On peut de plus suivre l’avancée de de Brosses à travers les petites villes de la péninsule grâce à une carte précise et utile. Enfin on trouve dans le deuxième tome deux index. Le premier, qui sera apprécié des historiens de l’art, recense les peintres, sculpteurs et architectes cités : de Brosses a vu bien des œuvres d’art aujourd’hui déplacées ou disparues, il donne des avis souvent intéressants et en tout cas révélateurs d’une époque et du goût d’un homme et d’une classe : le palais des papes d’Avignon ou celui des doges à Venise, gothiques, sont décidément «du plus méchant goût» tandis que Raphaël et Titien font ses délices. Le second index est plus général et comporte les noms de personnes et de lieux.
On peut seulement reprocher – reproche à faire à la collection tout entière – que les notes soient renvoyées en fin de volume, obligeant le lecteur à un incessant va-et-vient. En revanche, l’illustration de couverture a été bien choisie. De Brosses a la minutie, la précision mais aussi l’esprit et le brillant de Canaletto ; les lettres grouillent de toute cette population diverse et bigarrée que l’on retrouve dans Le Cortège du doge sur le Campo San Rocco du peintre vénitien. Notons enfin que la parution en livre de poche à un prix qui n’est point excessif rend le livre accessible à tous.

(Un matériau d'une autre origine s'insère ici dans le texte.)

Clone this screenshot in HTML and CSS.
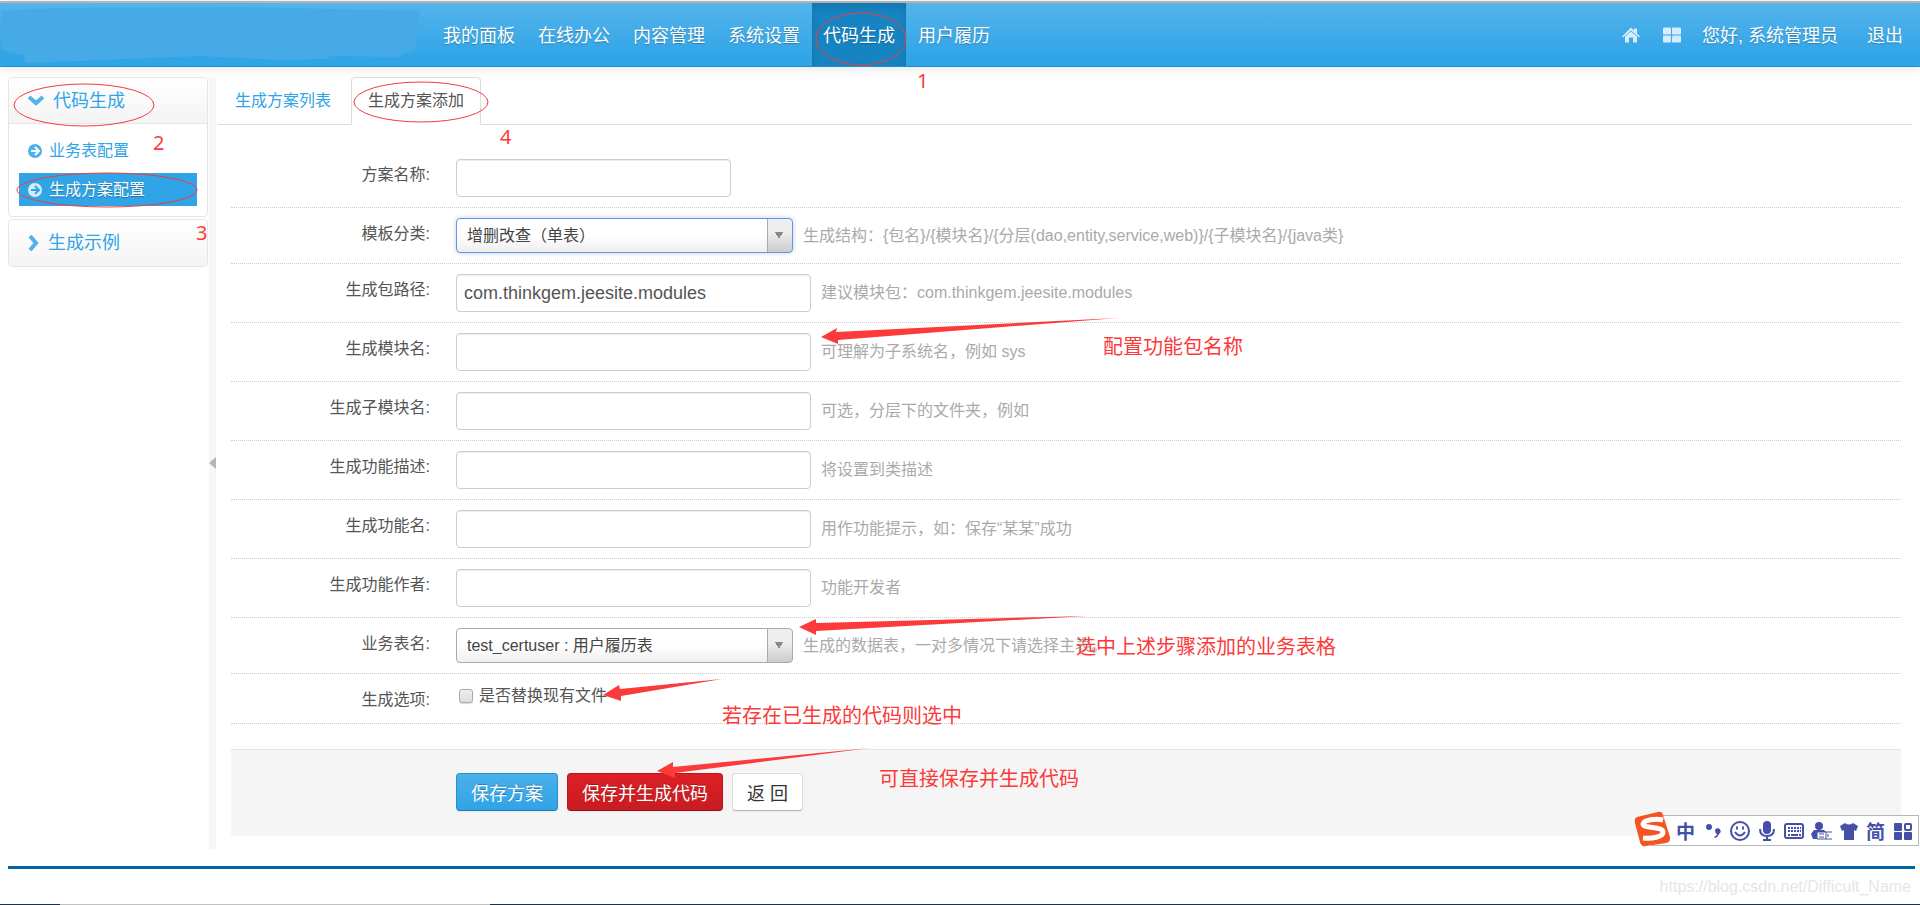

Compagnes indispensables de toute personne visitant l’Italie, ces lettres élégantes et pleines d’un esprit et d’un style qui n’appartiennent qu’au XVIIIe siècle sont également une source de première importance pour l’historien et l’historien de l’art. Si leur auteur faisait les joies d’un Stendhal qui les cite dans tous ses livres sur la péninsule, on ne peut qu’espérer avec Henri de Régnier que «ces charmantes, ces piquantes, ces pittoresques, ces spirituelles Lettres d’Italie» soient toujours en faveur.